What are Efficient Markets? Do they exist?

The Memo
3 min readJul 8, 2024

Market efficiency is a popular term in wealth management / portfolio strategies. An easy way to think about the efficiency of a market is by looking at how much available information is already baked into the price of the market.

It’s a spectrum. A fully efficient market means that the price of listed companies already consider all possible information that’s out there and only new information can impact the price of that company. A market with zero efficiency means that there is plenty of information that you could learn about which still has the potential to impact the price of a company.

Let’s take an analogy:

Imagine you work for an art gallery in Paris and are at a local art auction in Mexico City. Because you are from Paris, you know the latest fads in the market — specifically, you know that Parisians are really into indigenous Mexican art and it can sell for high prices. So you’re at this local auction, and you see that the prices are really low. You purchase lots of paintings at a bargain and take them back to Paris, selling them locally at high prices. You just used unique information to make a profit and beat the existing market. This is an example of an inefficient market. There is high discrepancy of the level of information available to market participants.
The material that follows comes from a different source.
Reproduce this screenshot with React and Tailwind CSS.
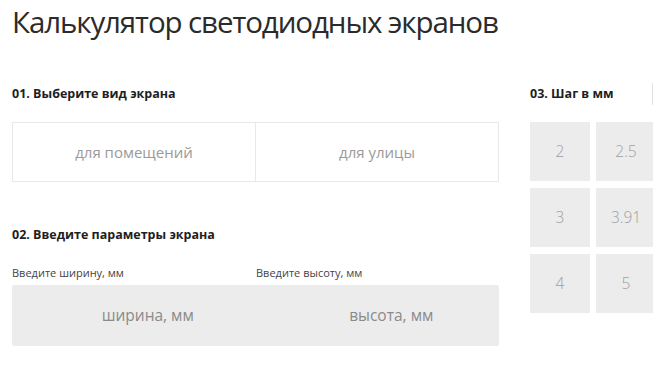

Now let’s explore a different scenario: the same auction house in Mexico City has invested in a tech platform that shows the most recent transactions of Mexican indigenous art around the world. As a result, everyone participating in the local art auction can see the recent sale prices for the art in Paris. Oops! You don’t have an advantage anymore and the great bargain you thought you could find is not available. In fact, now it’s a very competitive bidding process. This is an example of an efficient market. Everyone has access to the same information and it’s baked into the price.

It’s important to understand and decide where you stand on efficient markets as it has a strong impact on how you invest. If you believe markets are perfectly efficient, then trying to beat the market is going to be a very tough act. It’s more competitive, and you need (legal) access to some information that somehow you can get earlier than everyone else in the market. You’d be better off investing in index funds. Whereas if you believe markets are not efficient, then there are plenty of opportunities that you can take to analyze specific opportunities and invest in them in the hope to beat the other market participants. Good luck with that.

My belief is that different markets lie at different parts of the spectrum and there aren’t any perfectly efficient markets — but generally markets get more efficient over time.

Follow a good asset allocation strategy and ensure you de risk yourself by doing a bit of both (index investing + individual picks). If you do take on the challenge of beating the market, then ensure you put in the right time and effort needed to do so.